PROBLEM DESCRIPTION:
Faithfully return all lines, omitting every embedded picture.

============

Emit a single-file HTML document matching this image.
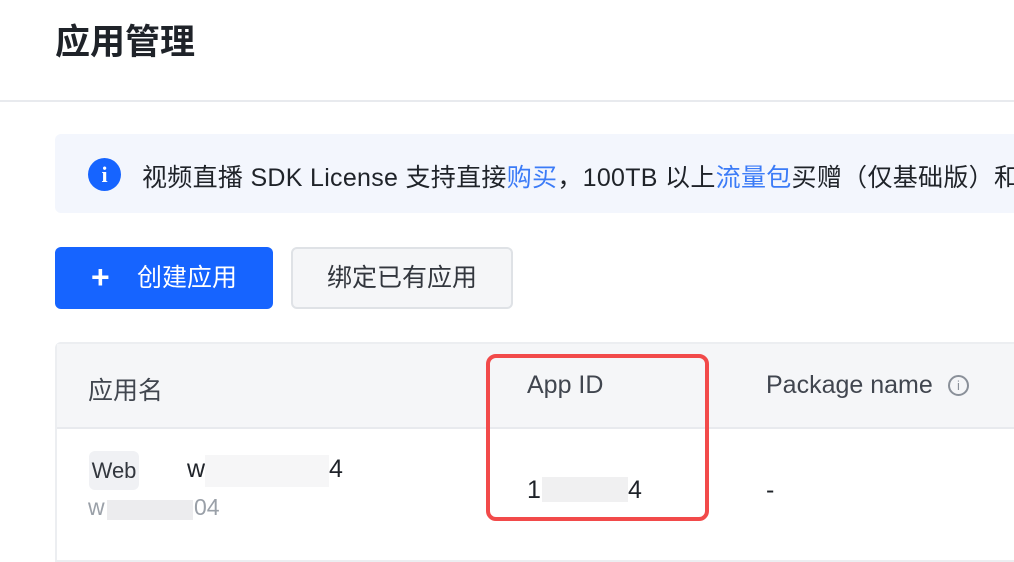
<!DOCTYPE html>
<html><head><meta charset="utf-8"><style>
*{margin:0;padding:0;box-sizing:border-box}
body{width:1014px;height:534px;overflow:hidden;background:#fff;font-family:"Liberation Sans","Noto Sans CJK SC",sans-serif;position:relative;color:#1f2329}
.a{position:absolute;white-space:nowrap}
</style></head><body>
<div class="a" style="left:55px;top:14px;font-size:35px;font-weight:bold;color:#1f2329">应用管理</div>
<div class="a" style="left:0;top:100px;width:1014px;height:2px;background:#e8eaee"></div>
<div class="a" style="left:55px;top:134px;width:980px;height:79px;background:#f3f6fd;border-radius:6px"></div>
<div class="a" style="left:88px;top:158px;width:33px;height:33px;border-radius:50%;background:#1664ff;color:#fff;font-weight:bold;font-size:22px;text-align:center;line-height:33px;font-family:'Liberation Serif',serif">i</div>
<div class="a" style="left:142px;top:158px;font-size:25px;letter-spacing:0.3px;color:#1f2329">视频直播 SDK License 支持直接<span style="color:#3b7bf7">购买</span>，100TB 以上<span style="color:#3b7bf7">流量包</span>买赠（仅基础版）和</div>
<div class="a" style="left:55px;top:247px;width:218px;height:62px;background:#1664ff;border-radius:6px;color:#fff;font-size:25px;line-height:62px"><span style="position:absolute;left:36px;top:-1px;font-size:32px;font-weight:bold">+</span><span style="position:absolute;left:137px;left:82px">创建应用</span></div>
<div class="a" style="left:291px;top:247px;width:222px;height:62px;background:#f5f6f8;border:2px solid #dfe2e6;border-radius:6px;font-size:25px;line-height:58px;text-align:center;color:#33373e">绑定已有应用</div>
<div class="a" style="left:55px;top:342px;width:980px;height:220px;border:2px solid #eceef1;border-radius:6px 0 0 0"></div>
<div class="a" style="left:57px;top:344px;width:960px;height:85px;background:#f5f6f8;border-bottom:2px solid #e8eaee"></div>
<div class="a" style="left:88px;top:371px;font-size:25px;color:#41464f">应用名</div>
<div class="a" style="left:527px;top:371px;font-size:25px;color:#41464f">App ID</div>
<div class="a" style="left:766px;top:371px;font-size:25px;color:#41464f">Package name</div>
<div class="a" style="left:948px;top:375px;width:21px;height:21px;border:2px solid #8a9099;border-radius:50%;font-size:13px;color:#8a9099;text-align:center;line-height:17px">i</div>
<div class="a" style="left:89px;top:451px;width:50px;height:39px;background:#f0f1f4;border-radius:6px;font-size:22px;line-height:39px;text-align:center;color:#33373e">Web</div>
<div class="a" style="left:187px;top:455px;font-size:25px">w</div>
<div class="a" style="left:205px;top:455px;width:124px;height:32px;background:#f6f6f7"></div>
<div class="a" style="left:329px;top:455px;font-size:25px">4</div>
<div class="a" style="left:88px;top:494px;font-size:23px;color:#9aa0a8">w</div>
<div class="a" style="left:107px;top:500px;width:86px;height:20px;background:#ececee"></div>
<div class="a" style="left:194px;top:494px;font-size:23px;color:#9aa0a8">04</div>
<div class="a" style="left:527px;top:476px;font-size:25px">1</div>
<div class="a" style="left:542px;top:477px;width:86px;height:25px;background:#f0f0f1"></div>
<div class="a" style="left:628px;top:476px;font-size:25px">4</div>
<div class="a" style="left:766px;top:476px;font-size:25px">-</div>
<div class="a" style="left:486px;top:354px;width:223px;height:167px;border:4px solid #f24a4a;border-radius:10px"></div>
</body></html>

============

RESPONSE:
Emit a single-file HTML document matching this image.
<!DOCTYPE html>
<html><head><meta charset="utf-8"><style>
*{margin:0;padding:0;box-sizing:border-box}
body{width:1014px;height:534px;overflow:hidden;background:#fff;font-family:"Liberation Sans","Noto Sans CJK SC",sans-serif;position:relative;color:#1f2329}
.a{position:absolute;white-space:nowrap}
</style></head><body>
<div class="a" style="left:55px;top:14px;font-size:35px;font-weight:bold;color:#1f2329">应用管理</div>
<div class="a" style="left:0;top:100px;width:1014px;height:2px;background:#e8eaee"></div>
<div class="a" style="left:55px;top:134px;width:980px;height:79px;background:#f3f6fd;border-radius:6px"></div>
<div class="a" style="left:88px;top:158px;width:33px;height:33px;border-radius:50%;background:#1664ff;color:#fff;font-weight:bold;font-size:22px;text-align:center;line-height:33px;font-family:'Liberation Serif',serif">i</div>
<div class="a" style="left:142px;top:158px;font-size:25px;letter-spacing:0.3px;color:#1f2329">视频直播 SDK License 支持直接<span style="color:#3b7bf7">购买</span>，100TB 以上<span style="color:#3b7bf7">流量包</span>买赠（仅基础版）和</div>
<div class="a" style="left:55px;top:247px;width:218px;height:62px;background:#1664ff;border-radius:6px;color:#fff;font-size:25px;line-height:62px"><span style="position:absolute;left:36px;top:-1px;font-size:32px;font-weight:bold">+</span><span style="position:absolute;left:137px;left:82px">创建应用</span></div>
<div class="a" style="left:291px;top:247px;width:222px;height:62px;background:#f5f6f8;border:2px solid #dfe2e6;border-radius:6px;font-size:25px;line-height:58px;text-align:center;color:#33373e">绑定已有应用</div>
<div class="a" style="left:55px;top:342px;width:980px;height:220px;border:2px solid #eceef1;border-radius:6px 0 0 0"></div>
<div class="a" style="left:57px;top:344px;width:960px;height:85px;background:#f5f6f8;border-bottom:2px solid #e8eaee"></div>
<div class="a" style="left:88px;top:371px;font-size:25px;color:#41464f">应用名</div>
<div class="a" style="left:527px;top:371px;font-size:25px;color:#41464f">App ID</div>
<div class="a" style="left:766px;top:371px;font-size:25px;color:#41464f">Package name</div>
<div class="a" style="left:948px;top:375px;width:21px;height:21px;border:2px solid #8a9099;border-radius:50%;font-size:13px;color:#8a9099;text-align:center;line-height:17px">i</div>
<div class="a" style="left:89px;top:451px;width:50px;height:39px;background:#f0f1f4;border-radius:6px;font-size:22px;line-height:39px;text-align:center;color:#33373e">Web</div>
<div class="a" style="left:187px;top:455px;font-size:25px">w</div>
<div class="a" style="left:205px;top:455px;width:124px;height:32px;background:#f6f6f7"></div>
<div class="a" style="left:329px;top:455px;font-size:25px">4</div>
<div class="a" style="left:88px;top:494px;font-size:23px;color:#9aa0a8">w</div>
<div class="a" style="left:107px;top:500px;width:86px;height:20px;background:#ececee"></div>
<div class="a" style="left:194px;top:494px;font-size:23px;color:#9aa0a8">04</div>
<div class="a" style="left:527px;top:476px;font-size:25px">1</div>
<div class="a" style="left:542px;top:477px;width:86px;height:25px;background:#f0f0f1"></div>
<div class="a" style="left:628px;top:476px;font-size:25px">4</div>
<div class="a" style="left:766px;top:476px;font-size:25px">-</div>
<div class="a" style="left:486px;top:354px;width:223px;height:167px;border:4px solid #f24a4a;border-radius:10px"></div>
</body></html>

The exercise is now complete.